Le opposizioni di sinistra hanno provato a fare un fuoco di fila per fermare il decreto che toglie i freni alla premier pronta a melonizzare l’azienda. Un decretino, confermato dopo una lunga tarantella di incertezze, che è entrato ieri nell’ordine del giorno del consiglio dei ministri convocato nel pomeriggio.
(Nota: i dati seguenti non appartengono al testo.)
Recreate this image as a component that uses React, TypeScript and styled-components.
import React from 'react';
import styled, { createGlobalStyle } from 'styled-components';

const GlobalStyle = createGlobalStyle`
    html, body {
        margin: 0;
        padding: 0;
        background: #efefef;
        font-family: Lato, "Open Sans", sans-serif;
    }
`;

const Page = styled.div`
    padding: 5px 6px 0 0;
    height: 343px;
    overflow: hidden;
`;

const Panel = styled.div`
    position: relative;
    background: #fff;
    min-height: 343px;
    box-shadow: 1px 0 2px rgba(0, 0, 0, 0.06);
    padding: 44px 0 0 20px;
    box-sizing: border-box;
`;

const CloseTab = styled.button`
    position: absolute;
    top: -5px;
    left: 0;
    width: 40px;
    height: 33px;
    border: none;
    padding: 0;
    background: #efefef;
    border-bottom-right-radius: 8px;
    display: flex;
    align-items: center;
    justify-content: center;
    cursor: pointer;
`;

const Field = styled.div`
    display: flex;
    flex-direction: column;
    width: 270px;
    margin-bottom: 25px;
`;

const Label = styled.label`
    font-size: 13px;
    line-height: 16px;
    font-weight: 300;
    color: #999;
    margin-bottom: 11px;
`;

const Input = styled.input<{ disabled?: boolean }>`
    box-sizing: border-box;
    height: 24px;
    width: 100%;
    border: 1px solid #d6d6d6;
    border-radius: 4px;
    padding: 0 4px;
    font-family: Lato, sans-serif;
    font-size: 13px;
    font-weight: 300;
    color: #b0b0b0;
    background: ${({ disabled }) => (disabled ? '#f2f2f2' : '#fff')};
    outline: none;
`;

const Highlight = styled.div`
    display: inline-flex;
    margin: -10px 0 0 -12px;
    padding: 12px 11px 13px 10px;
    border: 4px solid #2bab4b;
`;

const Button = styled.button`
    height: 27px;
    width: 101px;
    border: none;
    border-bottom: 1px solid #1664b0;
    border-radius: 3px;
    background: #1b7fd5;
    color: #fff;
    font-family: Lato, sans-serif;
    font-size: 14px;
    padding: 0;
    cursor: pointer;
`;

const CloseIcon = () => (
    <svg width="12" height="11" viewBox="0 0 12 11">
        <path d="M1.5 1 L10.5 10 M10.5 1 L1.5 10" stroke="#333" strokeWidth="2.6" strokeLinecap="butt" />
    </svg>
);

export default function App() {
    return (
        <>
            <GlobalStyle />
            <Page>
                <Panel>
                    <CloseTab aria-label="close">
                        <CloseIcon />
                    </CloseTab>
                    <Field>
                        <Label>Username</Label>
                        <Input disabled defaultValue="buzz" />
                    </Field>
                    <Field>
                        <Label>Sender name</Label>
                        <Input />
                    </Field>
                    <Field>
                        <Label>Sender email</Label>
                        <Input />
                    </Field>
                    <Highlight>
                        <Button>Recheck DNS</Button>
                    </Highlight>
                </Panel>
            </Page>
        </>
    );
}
Ma che alla fine è stato approvato.

Il titolo riportato nella convocazione della riunione era evasivo: «Disposizioni urgenti in materia di amministrazione di enti pubblici e società, di termini legislativi e di iniziative di solidarietà sociale». Ma di che si trattava ormai lo sapevano davvero tutti: una norma che interviene sul limite di età a 70 anni oltre cui scatta il pensionamento dei direttori delle fondazioni lirico-sinfoniche, anche stranieri (per gli italiani è già così).

La norma ha un nome e un cognome, anzi due. Il primo è Stéphane Lissner, che sarà così essere costretto alle dimissioni da sovrintendente del Teatro San Carlo di Napoli; il secondo è Carlo Fuortes, l’ad Rai che andrà a rimpiazzarlo, liberando il suo posto che palazzo Chigi vuole subito occupare con uno dei propri nomi, Roberto Sergio, ora a RadioRai, per poi a sua volta sostituirlo con il melonianissimo Giampaolo Rossi.
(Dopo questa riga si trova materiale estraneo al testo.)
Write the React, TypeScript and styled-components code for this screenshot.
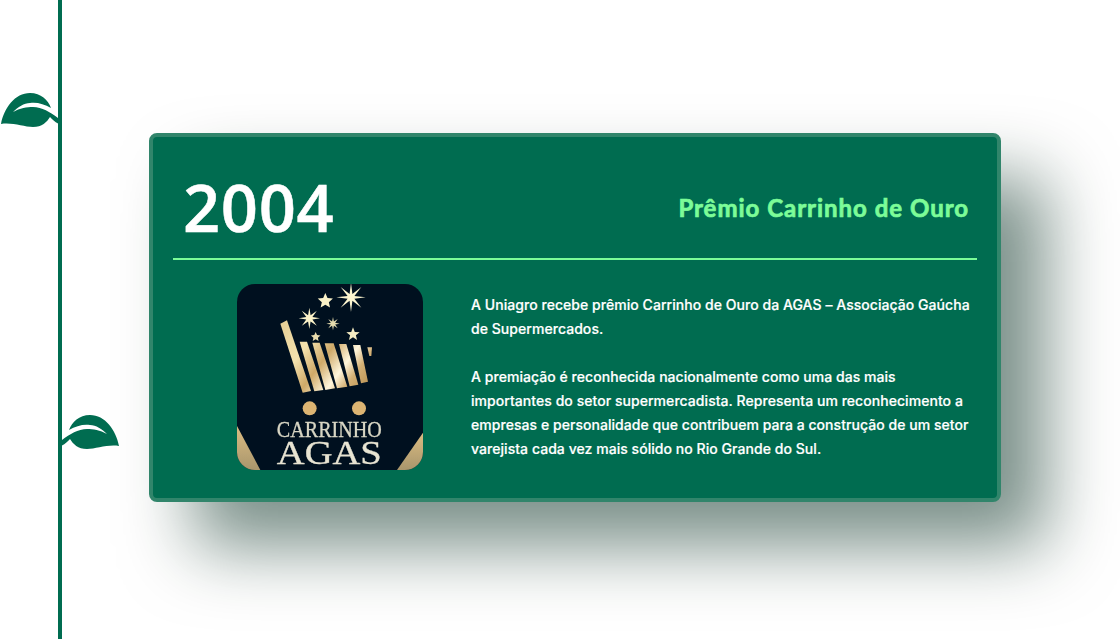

Sempreché la premier non si rimetta in qualche pasticcio, come ha fatto finora. E che il direttore francese non faccia ricorso, bloccando o rallentando tutta l’operazione. Intanto per oggi è convocato il cda Rai: all’ordine del giorno “comunicazioni” dell’ad e del presidente. Ma è difficile che arrivino le sue dimissioni prima che tutta l’operazione vada in buca. E la strada non è immediata. 

Finora la sinistra era stata a guardare, imbambolata, mentre fioccavano le notizie sull’operazione di spoils system neanche mascherata, anzi lasciata filtrare senza complessi. Ieri invece sono scattate le proteste. «Si tratterebbe della più classica delle norme ad personam con l’aggravante di utilizzare le istituzioni per scopi di partito, per piazzare i propri amici dove gli fa più comodo», secondo i Cinque stelle della commissione Vigilanza.
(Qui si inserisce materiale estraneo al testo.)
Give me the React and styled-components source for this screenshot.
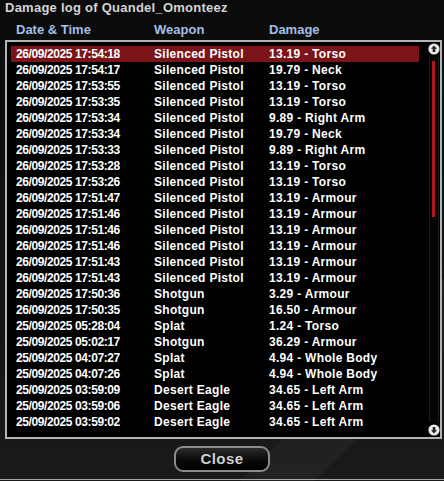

Più diretti i rossoverdi Angelo Bonelli e Peppe De Cristoforo: «Se la Meloni vuole cacciare l’attuale ad Rai Carlo Fuortes lo faccia alla luce del sole non usi mezzucci. Se la destra vuole occupare la Rai almeno ci metta la faccia. Sono mesi ormai che la maggioranza bombarda la Rai con polemiche strumentali».

Il Pd, dopo mesi di inspiegabile silenzio, aveva annunciato opposizione già la sera prima per bocca di Stefano Graziano, capogruppo in Vigilanza: «Ci opporremo a una norma ad personam che consenta a questo governo di cambiare i vertici della Rai senza avere una minima idea di visione di ciò che deve essere la più grande azienda culturale italiana. La legge non prevede spoil system».

Ma una volta trovato l’accordo nella maggioranza, i numeri del parlamento non lasciano speranze nel momento della conversione del decreto. Che ha agitato però gli animi anche dei ministri, riflesso della guerriglia fra Fdi e Lega per le nomine della tv pubblica. E non solo. Ieri il consiglio dei ministri è slittato di due ore e mezzo. Il decreto che doveva essere «tecnicamente pronto», pronto non era. Ma alla fine è stato approvato. La discussione invece si è inceppata sulla nomina del nuovo comandante generale della Guardia di Finanza che prenderà il posto di Giuseppe Zafarana (indicato presidente dell’Eni). In consiglio i ministro di FdI e Lega litigano: i primi vogliono il generale Andrea De Gennaro, fratello dell'ex capo della Polizia, gradito a Meloni; i secondo il generale Umberto Sirico. L’accordo non arriva, la nomina è di nuovo rinviata.